Everything I Dislike About All Time Low
By: thebiterphobia

🔴 The History🔴

So in the heat of my bands and all, I came across a band called All Time Low. I liked how chill and relaxed it was compared to PTV and SWS and all that. Pic even went to their concert and I still have the shirt someone shot at my Dad.

And I still like the song "Love Like War". So there's that. But here's some things I don't like about the band now that I've stepped out of the fandom.

🔴 The Anxiety 🔴

I related a fudge ton to the main dude, Alex Gaskarth, bc he had anxiety. I had severe anxiety, like tears at the thought of talking to people. And I thought we were like the same bc we both had anxiety.

Truth be told, I know now that it wasn't like that. For the exception of his brother dying, he basically is leagues under me with the whole anxiety thing. Like the song "Therapy" used to be my fave until I realized it was just him blitching and moaning about somewhere that he's never even been.

And Ik I've said this before, but it's just always felt like since I'm not fat, gay and white that they aren't talking about me. And that's the main reason why.

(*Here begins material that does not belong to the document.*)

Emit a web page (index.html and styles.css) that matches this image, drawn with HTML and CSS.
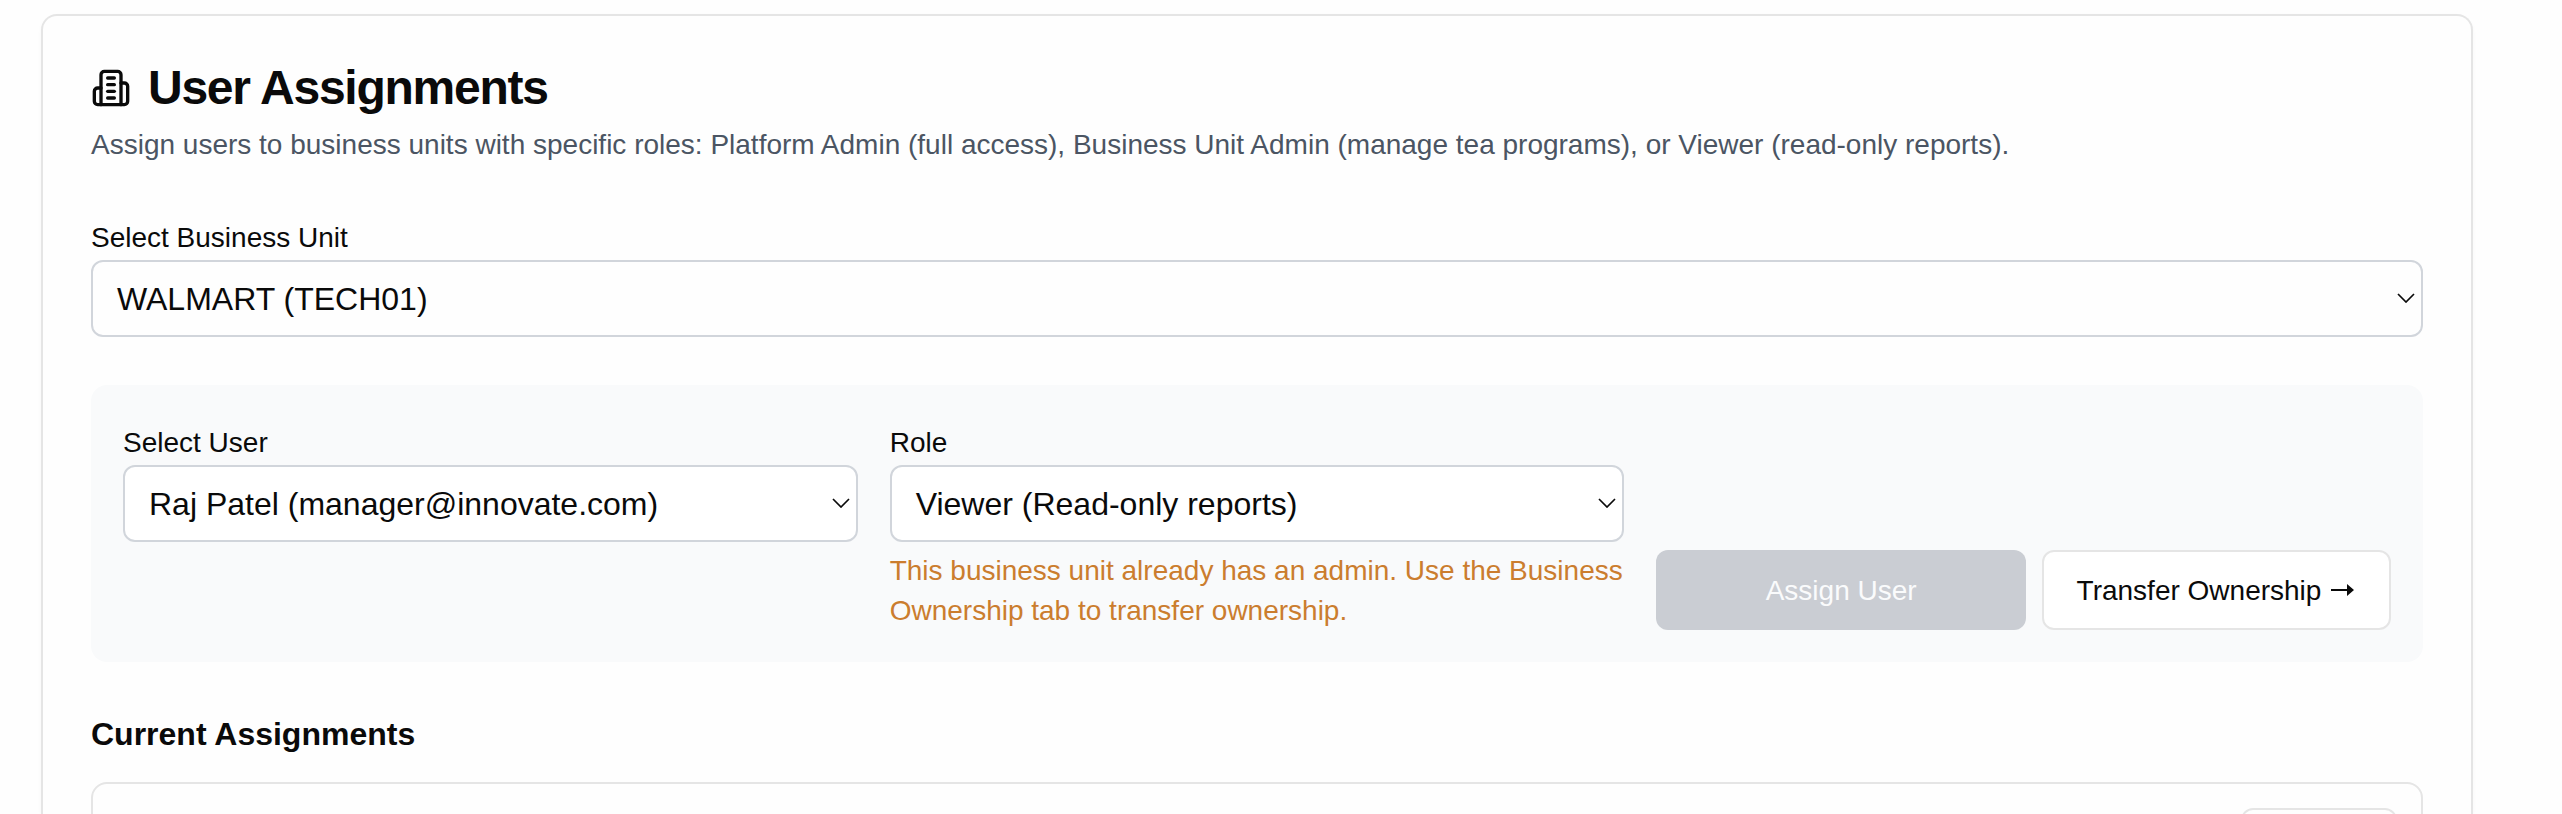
FILE: index.html
```html
<!DOCTYPE html>
<html lang="en">
<head>
<meta charset="utf-8">
<title>User Assignments</title>
<link rel="stylesheet" href="styles.css">
</head>
<body>
<main class="card">
  <header class="card-header">
    <h1 class="title">
      <svg class="title-icon" viewBox="0 0 24 24" fill="none" stroke="currentColor" stroke-width="2" stroke-linecap="round" stroke-linejoin="round"><path d="M6 22V4a2 2 0 0 1 2-2h8a2 2 0 0 1 2 2v18Z"/><path d="M6 12H4a2 2 0 0 0-2 2v6a2 2 0 0 0 2 2h2"/><path d="M18 9h2a2 2 0 0 1 2 2v9a2 2 0 0 1-2 2h-2"/><path d="M10 6h4"/><path d="M10 10h4"/><path d="M10 14h4"/><path d="M10 18h4"/></svg>
      <span class="title-text">User Assignments</span>
    </h1>
    <p class="description">Assign users to business units with specific roles: Platform Admin (full access), Business Unit Admin (manage tea programs), or Viewer (read-only reports).</p>
  </header>

  <section class="field unit-field">
    <div class="label">Select Business Unit</div>
    <div class="select"><span>WALMART (TECH01)</span><svg class="chevron" viewBox="0 0 18 10"><path d="M1 1l8 8 8-8"/></svg></div>
  </section>

  <section class="panel">
    <div class="field">
      <div class="label">Select User</div>
      <div class="select"><span>Raj Patel (manager@innovate.com)</span><svg class="chevron" viewBox="0 0 18 10"><path d="M1 1l8 8 8-8"/></svg></div>
    </div>
    <div class="field">
      <div class="label">Role</div>
      <div class="select"><span>Viewer (Read-only reports)</span><svg class="chevron" viewBox="0 0 18 10"><path d="M1 1l8 8 8-8"/></svg></div>
      <p class="hint">This business unit already has an admin. Use the Business Ownership tab to transfer ownership.</p>
    </div>
    <div class="actions">
      <button class="button assign" disabled>Assign User</button>
      <button class="button transfer"><span class="transfer-text">Transfer Ownership</span><svg class="arrow" viewBox="0 0 23 12"><path d="M0 5h16V0l7 6-7 6V7H0z"/></svg></button>
    </div>
  </section>

  <h2 class="subtitle">Current Assignments</h2>
  <section class="assignment"><div class="assignment-action"></div></section>
</main>
</body>
</html>
```
FILE: styles.css
```css
* { box-sizing: border-box; }

body {
  margin: 0;
  height: 814px;
  overflow: hidden;
  padding: 14px 89px 0 41px;
  background: #fefefe;
  color: #0a0a0a;
  font-family: "Liberation Sans", Arial, sans-serif;
  font-size: 28px;
  line-height: 40px;
}

h1, h2, p { margin: 0; }

.card {
  height: 800px;
  padding: 48px 48px 0;
  border: 2px solid #e5e5e5;
  border-bottom: 0;
  border-radius: 16px 16px 0 0;
  background: #fefefe;
  box-shadow: 0 2px 4px rgba(0, 0, 0, 0.03);
  overflow: hidden;
}

.card-header { display: flex; flex-direction: column; gap: 13px; }

.title {
  display: flex;
  align-items: center;
  gap: 17px;
  height: 48px;
  font-size: 48px;
  line-height: 48px;
  letter-spacing: -1.25px;
}

.title-icon { width: 40px; height: 40px; }
.description { color: #4b5563; }
.unit-field { margin-top: 53px; }
.label { margin-bottom: 2px; }

.select {
  display: flex;
  align-items: center;
  justify-content: space-between;
  height: 77px;
  padding: 0 6px 0 24px;
  border: 2px solid #d1d5db;
  border-radius: 12px;
  background: #fff;
  font-size: 32px;
}

.unit-field .select { background: #fefefe; }

.chevron {
  width: 18px;
  height: 10px;
  margin-bottom: 1px;
  fill: none;
  stroke: #0a0a0a;
  stroke-width: 1.7;
}

.panel {
  display: grid;
  grid-template-columns: repeat(3, minmax(0, 1fr));
  grid-template-rows: 207px;
  gap: 32px;
  height: 277px;
  margin-top: 48px;
  padding: 38px 32px 32px;
  border-radius: 16px;
  background: #f9fafb;
}

.hint { margin-top: 9px; color: #cb7d2e; }
.actions { display: flex; gap: 16px; align-items: flex-end; }

.button {
  height: 80px;
  padding: 2px 6px 0;
  border-radius: 12px;
  font: inherit;
}

.assign { flex: 1; border: 0; background: #cacdd3; color: #fafbfc; }

.transfer {
  display: flex;
  align-items: center;
  justify-content: center;
  gap: 10px;
  width: 349px;
  padding-right: 8px;
  border: 2px solid #e5e5e5;
  background: #fff;
  color: #0a0a0a;
}

.arrow { width: 23px; height: 12px; margin-bottom: 2px; fill: currentColor; }

.subtitle { margin-top: 52px; font-size: 32px; line-height: 40px; }

.assignment {
  display: flex;
  justify-content: flex-end;
  height: 180px;
  margin-top: 28px;
  padding: 24px;
  border: 2px solid #e5e5e5;
  border-radius: 16px;
}

.assignment-action {
  width: 156px;
  height: 72px;
  border: 2px solid #e5e5e5;
  border-radius: 12px;
}
```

They weren't there for me.
There music wasn't made for me,you feel?

🔴 The Little Fake Arse "Jalex" 🔴

Idk why they or anyone endorses this. It's so fake. Like Marshall and Curtis' relationship is more believable than that...

🔴 Future Hearts 🔴

I mostly liked the Don't Panic album but the Future Hearts album I hated. It was just not my style or really theirs. And since that's what their mostly endorsing then uhh no.

🔴 The Fans🔴

Now my friend Colleen is like super nice and some of the people I hung out with at the concert were total sweethearts. But some of y'all are little sluts. Like this emo girl was tryna talk shlit about me behind my back with my dad.

She legit was like "Who invited the black girl?" And I had to restrict myself not to strangle her anorexic arse. Like skank, say that one more time. I dare you.

And that just kinda made me feel alone though. Like I wasn't supposed to be there. Yeah, so there's that.

That's about it for now. To me, they're just kinda fake and don't really resonate with me like they used to. And now you know why.